→ **Supplied material**

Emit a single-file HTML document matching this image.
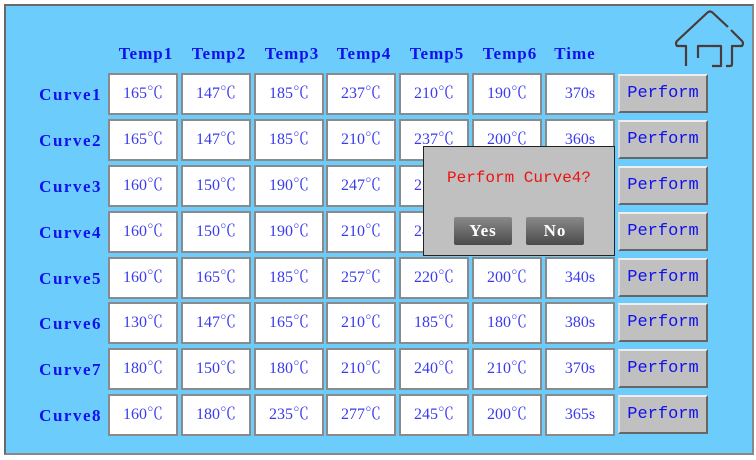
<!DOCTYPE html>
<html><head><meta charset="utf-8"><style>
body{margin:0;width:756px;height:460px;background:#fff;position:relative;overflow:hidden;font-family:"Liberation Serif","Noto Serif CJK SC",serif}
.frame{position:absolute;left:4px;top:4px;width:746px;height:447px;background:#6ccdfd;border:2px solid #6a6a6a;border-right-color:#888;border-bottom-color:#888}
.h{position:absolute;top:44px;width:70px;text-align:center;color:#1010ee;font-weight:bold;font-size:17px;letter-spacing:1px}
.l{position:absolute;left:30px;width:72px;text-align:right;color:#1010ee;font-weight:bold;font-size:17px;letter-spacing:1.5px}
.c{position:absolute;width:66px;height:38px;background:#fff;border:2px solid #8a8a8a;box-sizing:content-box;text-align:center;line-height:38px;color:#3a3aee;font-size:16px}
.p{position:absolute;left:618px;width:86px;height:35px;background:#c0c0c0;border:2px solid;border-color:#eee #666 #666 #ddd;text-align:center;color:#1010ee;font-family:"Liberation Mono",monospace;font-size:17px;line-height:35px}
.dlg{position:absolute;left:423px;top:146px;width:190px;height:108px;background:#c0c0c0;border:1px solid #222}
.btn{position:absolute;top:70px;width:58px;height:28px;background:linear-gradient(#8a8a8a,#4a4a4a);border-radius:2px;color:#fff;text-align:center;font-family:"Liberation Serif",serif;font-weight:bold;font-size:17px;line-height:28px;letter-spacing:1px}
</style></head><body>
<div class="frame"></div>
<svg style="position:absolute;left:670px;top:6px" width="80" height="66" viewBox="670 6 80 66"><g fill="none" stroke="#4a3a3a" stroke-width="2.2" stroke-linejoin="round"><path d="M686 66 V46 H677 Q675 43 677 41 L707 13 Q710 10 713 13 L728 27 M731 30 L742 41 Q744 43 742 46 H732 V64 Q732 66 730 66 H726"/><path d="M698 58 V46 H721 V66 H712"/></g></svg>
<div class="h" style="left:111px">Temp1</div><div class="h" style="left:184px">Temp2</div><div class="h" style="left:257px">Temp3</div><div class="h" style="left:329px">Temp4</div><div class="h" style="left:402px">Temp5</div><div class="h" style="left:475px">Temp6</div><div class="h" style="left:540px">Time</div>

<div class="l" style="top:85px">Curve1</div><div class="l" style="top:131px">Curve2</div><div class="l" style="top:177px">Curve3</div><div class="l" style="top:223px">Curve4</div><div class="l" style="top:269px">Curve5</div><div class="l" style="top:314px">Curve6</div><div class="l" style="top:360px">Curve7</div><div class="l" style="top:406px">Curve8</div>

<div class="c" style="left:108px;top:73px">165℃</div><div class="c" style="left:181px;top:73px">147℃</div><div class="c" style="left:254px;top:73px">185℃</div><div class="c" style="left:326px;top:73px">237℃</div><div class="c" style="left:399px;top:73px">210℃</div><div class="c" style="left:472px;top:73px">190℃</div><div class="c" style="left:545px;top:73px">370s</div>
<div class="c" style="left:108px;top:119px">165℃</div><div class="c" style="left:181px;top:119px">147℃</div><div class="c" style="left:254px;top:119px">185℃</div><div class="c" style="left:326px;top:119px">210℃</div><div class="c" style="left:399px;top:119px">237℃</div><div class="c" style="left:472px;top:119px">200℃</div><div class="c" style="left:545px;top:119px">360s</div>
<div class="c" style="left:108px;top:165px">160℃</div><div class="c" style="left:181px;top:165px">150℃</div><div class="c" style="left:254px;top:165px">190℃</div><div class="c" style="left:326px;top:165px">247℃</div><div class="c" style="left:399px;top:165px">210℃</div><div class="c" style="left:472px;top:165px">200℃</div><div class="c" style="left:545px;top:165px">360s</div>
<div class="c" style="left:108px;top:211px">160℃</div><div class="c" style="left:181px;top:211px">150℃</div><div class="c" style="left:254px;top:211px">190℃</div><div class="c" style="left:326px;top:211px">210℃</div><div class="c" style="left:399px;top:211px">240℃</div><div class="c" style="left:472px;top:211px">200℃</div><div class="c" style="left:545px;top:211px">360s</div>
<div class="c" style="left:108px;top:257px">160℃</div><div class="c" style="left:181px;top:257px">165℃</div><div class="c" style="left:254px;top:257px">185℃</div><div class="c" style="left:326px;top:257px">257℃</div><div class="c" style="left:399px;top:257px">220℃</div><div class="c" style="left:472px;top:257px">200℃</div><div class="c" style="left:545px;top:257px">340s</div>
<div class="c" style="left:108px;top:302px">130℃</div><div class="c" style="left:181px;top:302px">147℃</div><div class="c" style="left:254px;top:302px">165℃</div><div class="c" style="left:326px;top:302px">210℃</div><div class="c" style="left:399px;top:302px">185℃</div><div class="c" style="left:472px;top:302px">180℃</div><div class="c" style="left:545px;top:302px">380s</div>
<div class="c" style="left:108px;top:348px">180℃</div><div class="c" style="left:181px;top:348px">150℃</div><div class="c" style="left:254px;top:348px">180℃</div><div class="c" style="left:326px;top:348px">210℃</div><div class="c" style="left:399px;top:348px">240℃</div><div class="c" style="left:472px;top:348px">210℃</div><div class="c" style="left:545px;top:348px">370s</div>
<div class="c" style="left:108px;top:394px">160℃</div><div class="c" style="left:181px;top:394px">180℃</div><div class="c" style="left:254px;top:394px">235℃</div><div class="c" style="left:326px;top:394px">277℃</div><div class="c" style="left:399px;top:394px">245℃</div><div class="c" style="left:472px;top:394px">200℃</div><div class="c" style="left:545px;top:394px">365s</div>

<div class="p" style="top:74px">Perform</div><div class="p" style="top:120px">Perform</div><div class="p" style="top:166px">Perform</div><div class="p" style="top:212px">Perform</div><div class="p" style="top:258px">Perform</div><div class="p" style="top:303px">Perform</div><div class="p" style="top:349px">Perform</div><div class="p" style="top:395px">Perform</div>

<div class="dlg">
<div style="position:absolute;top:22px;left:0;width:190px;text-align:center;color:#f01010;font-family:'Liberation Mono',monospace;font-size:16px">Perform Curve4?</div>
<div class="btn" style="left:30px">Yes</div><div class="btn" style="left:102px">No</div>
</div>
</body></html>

---

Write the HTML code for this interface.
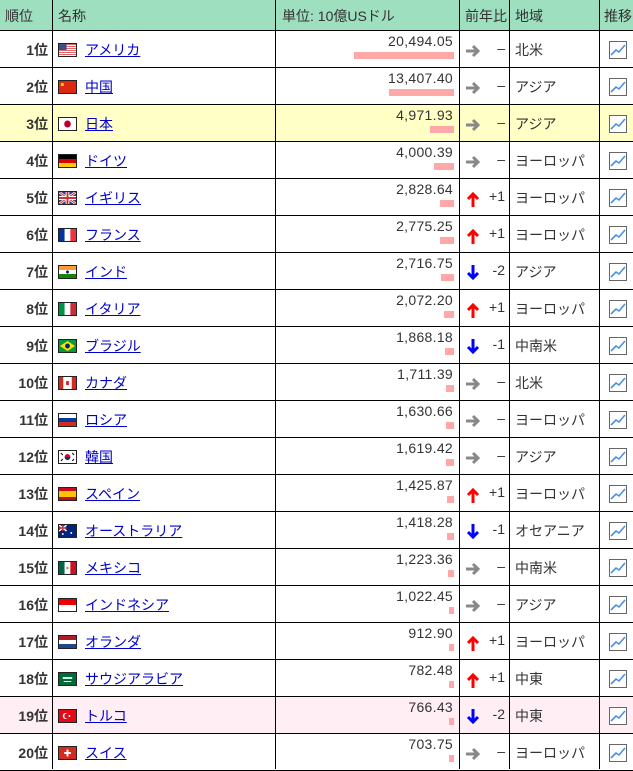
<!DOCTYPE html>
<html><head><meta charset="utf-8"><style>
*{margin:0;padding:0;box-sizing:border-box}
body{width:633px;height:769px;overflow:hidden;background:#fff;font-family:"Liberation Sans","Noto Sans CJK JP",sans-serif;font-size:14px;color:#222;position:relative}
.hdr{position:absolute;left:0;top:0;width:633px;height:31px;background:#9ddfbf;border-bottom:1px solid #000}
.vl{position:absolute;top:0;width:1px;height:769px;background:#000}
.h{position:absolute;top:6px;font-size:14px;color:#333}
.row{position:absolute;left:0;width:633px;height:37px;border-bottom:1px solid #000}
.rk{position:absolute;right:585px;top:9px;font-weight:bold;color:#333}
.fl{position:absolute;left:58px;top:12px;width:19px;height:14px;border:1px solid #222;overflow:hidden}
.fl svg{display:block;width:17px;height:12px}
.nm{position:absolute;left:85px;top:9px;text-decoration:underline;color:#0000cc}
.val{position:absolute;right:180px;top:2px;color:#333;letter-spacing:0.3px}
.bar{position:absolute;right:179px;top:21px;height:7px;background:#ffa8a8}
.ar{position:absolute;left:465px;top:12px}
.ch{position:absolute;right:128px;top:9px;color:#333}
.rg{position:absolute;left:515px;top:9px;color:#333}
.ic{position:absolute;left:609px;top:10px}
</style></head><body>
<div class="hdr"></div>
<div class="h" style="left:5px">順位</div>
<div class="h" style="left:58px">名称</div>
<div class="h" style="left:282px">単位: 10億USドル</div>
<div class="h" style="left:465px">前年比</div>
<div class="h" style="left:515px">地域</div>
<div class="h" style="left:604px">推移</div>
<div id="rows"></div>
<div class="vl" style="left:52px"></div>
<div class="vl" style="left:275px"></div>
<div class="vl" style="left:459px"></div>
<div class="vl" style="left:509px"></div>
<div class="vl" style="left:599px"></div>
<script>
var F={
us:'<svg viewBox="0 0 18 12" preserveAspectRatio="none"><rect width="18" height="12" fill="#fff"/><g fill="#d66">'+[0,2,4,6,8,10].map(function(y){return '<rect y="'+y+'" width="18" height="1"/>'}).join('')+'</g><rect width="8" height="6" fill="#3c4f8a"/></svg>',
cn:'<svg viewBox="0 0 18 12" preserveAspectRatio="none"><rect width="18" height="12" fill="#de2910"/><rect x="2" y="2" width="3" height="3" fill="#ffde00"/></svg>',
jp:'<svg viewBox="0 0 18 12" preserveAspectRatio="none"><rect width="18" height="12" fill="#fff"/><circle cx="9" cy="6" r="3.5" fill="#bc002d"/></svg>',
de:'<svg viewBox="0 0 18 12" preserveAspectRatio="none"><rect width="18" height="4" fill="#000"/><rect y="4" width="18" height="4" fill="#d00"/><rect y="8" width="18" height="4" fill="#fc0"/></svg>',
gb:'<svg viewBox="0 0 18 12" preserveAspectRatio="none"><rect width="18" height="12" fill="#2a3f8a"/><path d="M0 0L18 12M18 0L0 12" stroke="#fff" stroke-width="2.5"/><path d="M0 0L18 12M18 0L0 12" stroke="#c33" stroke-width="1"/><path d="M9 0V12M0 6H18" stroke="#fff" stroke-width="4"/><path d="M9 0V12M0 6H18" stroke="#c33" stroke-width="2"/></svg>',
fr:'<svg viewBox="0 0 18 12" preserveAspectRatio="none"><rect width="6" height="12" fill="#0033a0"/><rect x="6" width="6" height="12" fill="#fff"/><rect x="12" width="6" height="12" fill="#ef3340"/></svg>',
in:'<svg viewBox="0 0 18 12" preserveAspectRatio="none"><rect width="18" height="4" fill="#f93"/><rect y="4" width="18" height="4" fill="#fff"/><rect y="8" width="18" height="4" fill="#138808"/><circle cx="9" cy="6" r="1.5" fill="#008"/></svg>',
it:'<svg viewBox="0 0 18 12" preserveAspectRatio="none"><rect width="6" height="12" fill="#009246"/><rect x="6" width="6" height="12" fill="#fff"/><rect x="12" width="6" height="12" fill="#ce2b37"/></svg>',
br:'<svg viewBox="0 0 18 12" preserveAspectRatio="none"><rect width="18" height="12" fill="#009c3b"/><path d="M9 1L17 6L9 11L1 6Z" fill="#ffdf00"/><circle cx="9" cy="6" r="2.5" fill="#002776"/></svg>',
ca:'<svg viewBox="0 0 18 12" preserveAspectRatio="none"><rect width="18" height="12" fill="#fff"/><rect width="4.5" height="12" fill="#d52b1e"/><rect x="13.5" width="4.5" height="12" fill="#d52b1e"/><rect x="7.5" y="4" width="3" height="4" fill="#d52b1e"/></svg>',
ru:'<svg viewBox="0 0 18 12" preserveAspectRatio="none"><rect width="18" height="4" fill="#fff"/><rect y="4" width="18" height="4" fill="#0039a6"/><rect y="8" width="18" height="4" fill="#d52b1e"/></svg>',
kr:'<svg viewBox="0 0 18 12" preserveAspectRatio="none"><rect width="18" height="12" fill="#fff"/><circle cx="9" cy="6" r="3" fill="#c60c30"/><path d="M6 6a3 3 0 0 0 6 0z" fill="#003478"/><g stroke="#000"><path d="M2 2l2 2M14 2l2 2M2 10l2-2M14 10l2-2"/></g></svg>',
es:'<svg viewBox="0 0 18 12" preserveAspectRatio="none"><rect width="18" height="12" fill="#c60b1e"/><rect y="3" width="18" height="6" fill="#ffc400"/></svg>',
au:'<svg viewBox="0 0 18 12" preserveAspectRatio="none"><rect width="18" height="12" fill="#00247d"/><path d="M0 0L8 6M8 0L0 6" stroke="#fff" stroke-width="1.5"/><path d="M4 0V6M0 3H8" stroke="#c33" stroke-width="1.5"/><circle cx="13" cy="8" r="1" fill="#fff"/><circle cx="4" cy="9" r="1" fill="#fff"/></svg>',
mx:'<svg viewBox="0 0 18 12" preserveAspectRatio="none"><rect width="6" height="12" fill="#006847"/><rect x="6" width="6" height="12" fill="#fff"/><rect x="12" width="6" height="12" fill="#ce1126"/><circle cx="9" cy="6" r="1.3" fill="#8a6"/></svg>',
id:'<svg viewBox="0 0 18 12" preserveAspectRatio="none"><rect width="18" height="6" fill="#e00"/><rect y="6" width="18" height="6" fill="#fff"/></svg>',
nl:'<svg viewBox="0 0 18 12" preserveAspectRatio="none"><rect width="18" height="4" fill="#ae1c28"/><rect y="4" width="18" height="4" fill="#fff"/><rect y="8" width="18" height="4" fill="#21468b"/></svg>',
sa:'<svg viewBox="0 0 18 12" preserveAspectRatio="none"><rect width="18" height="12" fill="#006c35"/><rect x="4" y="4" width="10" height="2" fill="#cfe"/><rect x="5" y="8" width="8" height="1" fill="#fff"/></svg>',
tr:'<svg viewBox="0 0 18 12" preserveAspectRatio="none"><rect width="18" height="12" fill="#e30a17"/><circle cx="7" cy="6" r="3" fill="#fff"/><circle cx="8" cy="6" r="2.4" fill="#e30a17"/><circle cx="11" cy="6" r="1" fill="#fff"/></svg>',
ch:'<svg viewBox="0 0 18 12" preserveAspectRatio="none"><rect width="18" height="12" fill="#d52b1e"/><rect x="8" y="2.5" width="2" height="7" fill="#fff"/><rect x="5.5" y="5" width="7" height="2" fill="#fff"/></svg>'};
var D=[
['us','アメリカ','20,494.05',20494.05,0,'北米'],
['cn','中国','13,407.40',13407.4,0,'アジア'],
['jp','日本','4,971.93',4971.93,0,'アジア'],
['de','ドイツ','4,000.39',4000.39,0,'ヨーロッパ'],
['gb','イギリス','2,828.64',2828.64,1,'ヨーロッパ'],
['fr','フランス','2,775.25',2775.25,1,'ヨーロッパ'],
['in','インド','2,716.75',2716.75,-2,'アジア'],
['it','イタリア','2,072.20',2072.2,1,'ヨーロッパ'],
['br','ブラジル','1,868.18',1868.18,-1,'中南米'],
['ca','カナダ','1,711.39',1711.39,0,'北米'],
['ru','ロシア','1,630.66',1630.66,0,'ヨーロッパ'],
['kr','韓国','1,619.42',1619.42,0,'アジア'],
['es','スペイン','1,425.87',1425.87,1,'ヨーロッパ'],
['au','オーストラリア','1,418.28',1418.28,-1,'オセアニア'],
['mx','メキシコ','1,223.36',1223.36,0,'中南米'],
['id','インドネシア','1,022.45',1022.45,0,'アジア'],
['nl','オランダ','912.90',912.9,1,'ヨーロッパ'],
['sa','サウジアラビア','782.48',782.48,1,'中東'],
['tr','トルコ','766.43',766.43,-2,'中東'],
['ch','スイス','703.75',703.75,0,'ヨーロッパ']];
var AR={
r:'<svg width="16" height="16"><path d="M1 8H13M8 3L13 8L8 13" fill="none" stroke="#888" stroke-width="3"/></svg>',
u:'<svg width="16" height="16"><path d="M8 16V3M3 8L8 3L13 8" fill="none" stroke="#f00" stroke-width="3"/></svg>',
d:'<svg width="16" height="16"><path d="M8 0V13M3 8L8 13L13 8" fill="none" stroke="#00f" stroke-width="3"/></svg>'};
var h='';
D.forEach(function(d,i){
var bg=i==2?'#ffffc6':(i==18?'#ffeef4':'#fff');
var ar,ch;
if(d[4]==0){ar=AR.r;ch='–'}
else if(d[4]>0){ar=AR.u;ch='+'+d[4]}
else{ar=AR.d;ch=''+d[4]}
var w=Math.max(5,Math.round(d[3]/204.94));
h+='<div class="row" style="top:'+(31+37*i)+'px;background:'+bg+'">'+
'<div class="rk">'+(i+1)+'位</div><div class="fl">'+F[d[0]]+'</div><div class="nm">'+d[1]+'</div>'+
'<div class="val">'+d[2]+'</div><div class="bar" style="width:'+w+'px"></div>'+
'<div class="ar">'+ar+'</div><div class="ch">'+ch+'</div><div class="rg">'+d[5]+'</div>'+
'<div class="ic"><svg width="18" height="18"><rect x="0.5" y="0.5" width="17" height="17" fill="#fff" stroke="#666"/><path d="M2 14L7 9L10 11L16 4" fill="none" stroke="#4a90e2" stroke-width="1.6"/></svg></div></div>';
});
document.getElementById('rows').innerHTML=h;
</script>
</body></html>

→ **Aim**
Scan the material above. Copy each line where "document" occurs.

→ **Response below**
Emit a single-file HTML document matching this image.
document.getElementById('rows').innerHTML=h;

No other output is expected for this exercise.